Note: This course can count in the Theoretical Track concentration or as an Elective for the Undergraduate Minor in Linguistics. For more information, see http://bit.ly/UG_lingminor
Student learning outcomes:
Upon completion of this course, students will be able to:
distinguish between language issues that are fundamental to the construction of English sentences and those that constitute “pet peeves” and “complaint triggers”;
- identify English examples in terms of grammatical categories, inflectional forms, clausal functions, and syntactic constructions;
- produce original examples of each of the types listed in (2) above; and
- describe, compare, and contrast example English structures in detail through the rigorous application of the concepts, categories, and methods of descriptive linguistics.
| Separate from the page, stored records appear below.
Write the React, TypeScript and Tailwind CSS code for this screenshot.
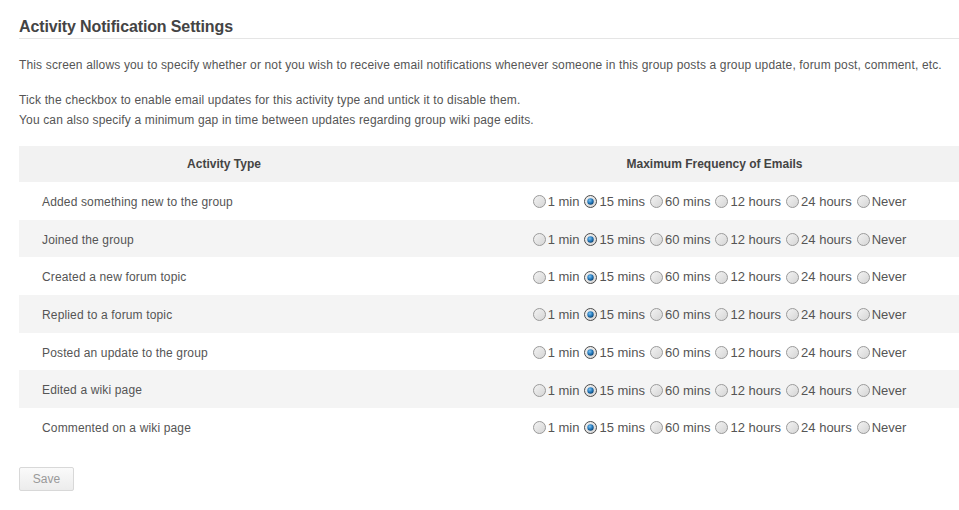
import React from "react";

const rows = [
  "Added something new to the group",
  "Joined the group",
  "Created a new forum topic",
  "Replied to a forum topic",
  "Posted an update to the group",
  "Edited a wiki page",
  "Commented on a wiki page",
];

const opts = ["1 min", "15 mins", "60 mins", "12 hours", "24 hours", "Never"];

function Radio({ checked }: { checked: boolean }) {
  return (
    <svg width="13" height="13" viewBox="0 0 13 13" className="shrink-0">
      <defs>
        <linearGradient id="ru" x1="0" y1="0" x2="1" y2="1">
          <stop offset="0" stopColor="#f4f4f4" />
          <stop offset="1" stopColor="#d4d4d4" />
        </linearGradient>
        <radialGradient id="rc" cx="0.4" cy="0.35" r="0.7">
          <stop offset="0" stopColor="#7fc3f0" />
          <stop offset="0.6" stopColor="#1f74b8" />
          <stop offset="1" stopColor="#0d3d66" />
        </radialGradient>
      </defs>
      <circle cx="6.5" cy="6.5" r="6" fill="url(#ru)" stroke={checked ? "#4a4a4a" : "#9a9a9a"} strokeWidth="1" />
      {checked && <circle cx="6.5" cy="6.5" r="3.2" fill="url(#rc)" />}
    </svg>
  );
}

export default function App() {
  return (
    <div
      className="bg-white w-[959px] h-[510px] text-[#555] text-[12px]"
      style={{ fontFamily: '"Liberation Sans", Arial, sans-serif' }}
    >
      <div className="pl-[19px] pt-[17px]">
        <h2 className="text-[16px] font-bold text-[#444] leading-[20px] pb-[1px] tracking-[-0.13px] border-b border-[#e5e5e5]">
          Activity Notification Settings
        </h2>
        <p className="mt-[16px] leading-[20px] tracking-[0.15px]">
          This screen allows you to specify whether or not you wish to receive email notifications whenever someone in this group posts a group update, forum post, comment, etc.
        </p>
        <p className="mt-[15px] leading-[20px] tracking-[0.15px]">
          Tick the checkbox to enable email updates for this activity type and untick it to disable them.
          <br />
          You can also specify a minimum gap in time between updates regarding group wiki page edits.
        </p>
        <div className="mt-[16px]">
          <div className="flex h-[36px] items-center bg-[#f2f2f2] font-bold text-[#444]">
            <div className="w-[410px] text-center">Activity Type</div>
            <div className="flex-1 pl-[41px] text-center">Maximum Frequency of Emails</div>
          </div>
          {rows.map((r, i) => (
            <div
              key={r}
              className={`flex h-[37.7px] items-center ${i % 2 === 1 ? "bg-[#f4f4f4]" : "bg-white"}`}
            >
              <div className="w-[410px] pl-[23px] pt-[2px] tracking-[0.15px]">{r}</div>
              <div className="flex-1 pl-[56px] flex justify-center items-center pt-[2px] text-[13px]">
                <div className="flex items-center">
                  {opts.map((o, j) => (
                    <label key={o} className="flex items-center mr-[5px]">
                      <Radio checked={j === 1} />
                      <span className="ml-[2px]">{o}</span>
                    </label>
                  ))}
                </div>
              </div>
            </div>
          ))}
        </div>
        <button className="mt-[21px] w-[55px] h-[24px] rounded-[2px] border border-[#d8d8d8] bg-gradient-to-b from-[#fafafa] to-[#ececec] text-[#999] text-[12px]">
          Save
        </button>
      </div>
    </div>
  );
}
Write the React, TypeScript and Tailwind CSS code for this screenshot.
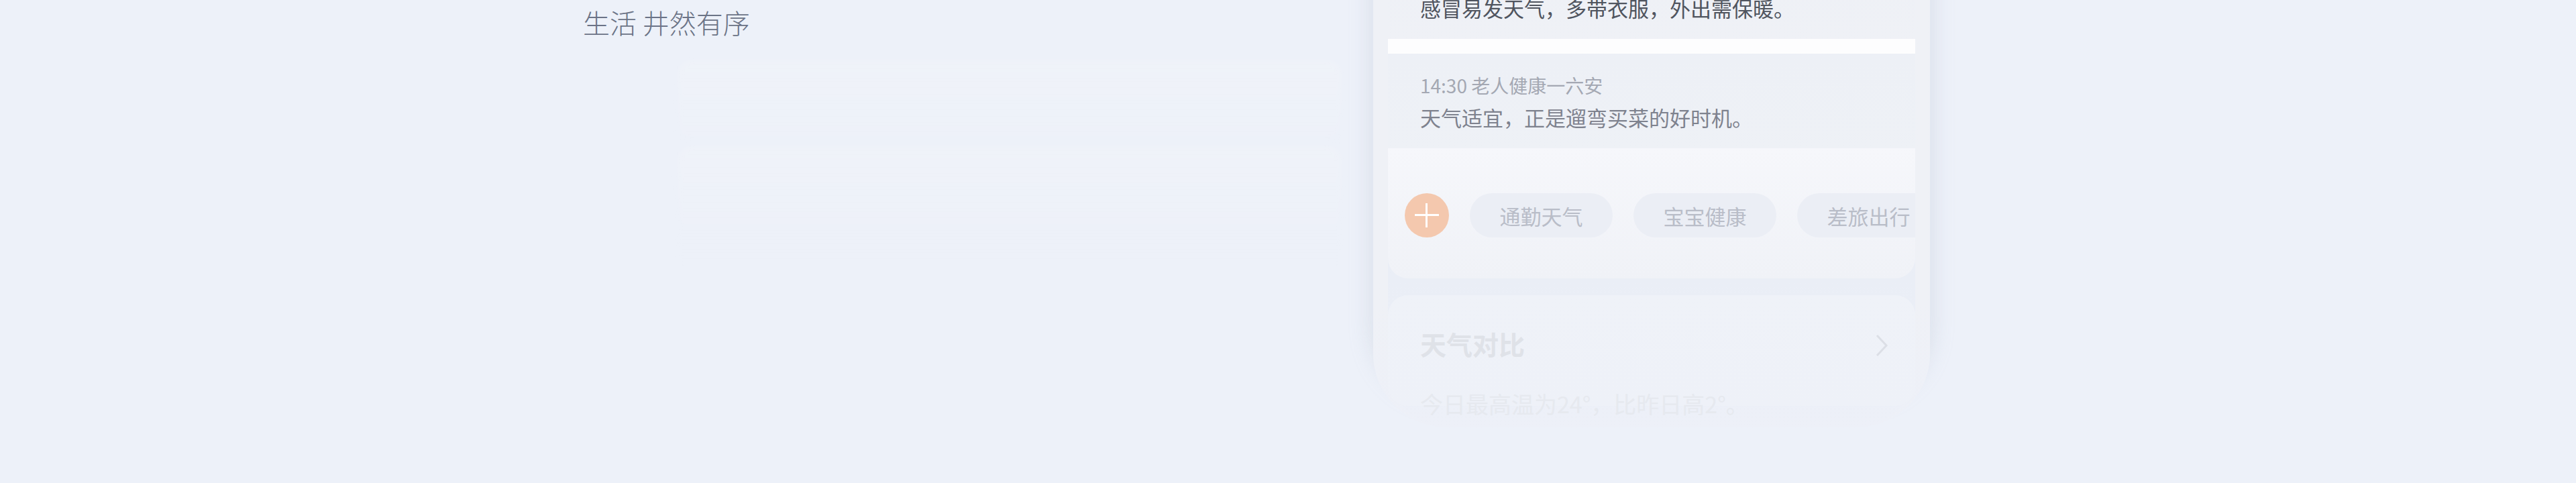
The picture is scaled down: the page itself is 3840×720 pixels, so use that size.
const chips = ["通勤天气", "宝宝健康", "差旅出行"]

function Chip({ label }: { label: string }) {
  return (
    <div className="flex h-[66px] w-[213px] shrink-0 items-center justify-center rounded-full bg-[#ebeef5] text-[31px] leading-[31px] text-[#b9bdc8]">
      {label}
    </div>
  )
}

function PlusButton() {
  return (
    <div className="relative h-[66px] w-[66px] shrink-0 rounded-full bg-[#f4c8ae]">
      <div className="absolute left-[15px] top-[31px] h-[3px] w-[36px] bg-white" />
      <div className="absolute left-[31px] top-[15px] h-[36px] w-[3px] bg-white" />
    </div>
  )
}

function Phone() {
  return (
    <div className="-mt-[100px] h-[737px] w-[830px] shrink-0 rounded-b-[110px] bg-gradient-to-b from-[#eff1f6] from-75% to-[#edf0f8] px-[22px] shadow-[0_-40px_32px_4px_rgba(170,178,196,0.28)]">
      <div className="flex h-full flex-col rounded-b-[90px] bg-gradient-to-b from-[#eaeef6] from-70% to-[#edf0f8]">
        <div className="h-[158px] bg-gradient-to-b from-[#edf0f6] to-[#eff1f6] pl-[48px] pt-[96px]">
          <p className="text-[31px] leading-[31px] text-[#50555f]">感冒易发天气，多带衣服，外出需保暖。</p>
        </div>
        <div className="h-[22px] bg-[#fdfdfe]" />
        <div className="h-[141px] bg-gradient-to-b from-[#edf0f6] to-[#eef1f6] pl-[48px] pt-[33px]">
          <p className="text-[28px] leading-[28px] text-[#a4a8b3]">14:30 老人健康一六安</p>
          <p className="mt-[18px] text-[31px] leading-[31px] text-[#7e828e]">天气适宜，正是遛弯买菜的好时机。</p>
        </div>
        <div className="flex h-[194px] items-start gap-[31px] overflow-hidden rounded-b-[30px] bg-gradient-to-b from-[#f6f7fb] to-[#f0f2f7] pl-[25px] pt-[67px]">
          <PlusButton />
          {chips.map((c) => (
            <Chip key={c} label={c} />
          ))}
        </div>
        <div className="mt-[25px] h-[165px] rounded-[30px] bg-gradient-to-b from-[#eff2f8] to-[#eef1f8] px-[48px] pt-[53px]">
          <div className="flex items-start justify-between">
            <p className="text-[39px] font-bold leading-[39px] text-[#dfe2e8]">天气对比</p>
            <svg width="20" height="34" viewBox="0 0 20 34" className="mr-[-8px] mt-[5px]">
              <path d="M3 2 L17 17 L3 32" fill="none" stroke="#dcdfe6" strokeWidth="3" />
            </svg>
          </div>
          <p className="mt-[53px] text-[34px] leading-[34px] text-[#e6e9ef]">今日最高温为24°，比昨日高2°。</p>
        </div>
      </div>
    </div>
  )
}

export default function App() {
  return (
    <div className="flex h-[720px] w-[3840px] overflow-hidden bg-[#edf1f9] font-['Noto_Sans_CJK_SC',sans-serif]">
      <div className="flex w-[2047px] shrink-0 flex-col pl-[869px] pt-[12px]">
        <h1 className="text-[40px] font-light leading-[42px] text-[#6b7386]">生活 井然有序</h1>
        <div className="ml-[141px] mt-[36px] flex w-[990px] flex-col gap-[8px] blur-[4px]">
          <div className="h-[120px] rounded-[20px] bg-gradient-to-b from-white/15 to-white/5" />
          <div className="h-[180px] rounded-[20px] bg-gradient-to-b from-white/15 to-white/0" />
        </div>
      </div>
      <Phone />
    </div>
  )
}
2887 ENGL 562-30 Shakespeare:On Unfamiliar Ground – CUE:
M-F (07/08-08/11) TBA (Professor Stanev)
This intensive five-week course will examine a number of the lesser known works of the Bard, particularly those that have baffled and perplexed generations of audiences and readers. We will study in considerable detail the dramatic, philosophical, cultural, and political build-up of select plays in regard to four significant clusters of ideas: imperfect love, misanthropy and exile, desultory kingship, and uncommon redemption. We will investigate Shakespeare’s works further through a number of interpretative lenses (especially historicism) that help to unravel a complex register of dramatic commentaries related to royal prerogative, political opportunism, social alienation, sexual fulfillment, erotic desire, gender transgression, cultural defiance, philosophical skepticism, psychological breakdown, and emotional disparagement. The student learning outcome of this course hence aims at developing significant awareness of the restless complexity and inner controversies of a relatively unfamiliar body of Shakespeare’s plays that will not only enhance knowledge of the Bard’s dramatic genius, but will also help us place some of the better known works in dialogue and negotiations with their lesser known siblings. The plays covered will include 2 Henry VI, Love’s Labour’s Lost, King John, All’s Well That Ends Well, Troilus and Cressida, Timon of Athens, Coriolanus, Pericles, and Cymbeline.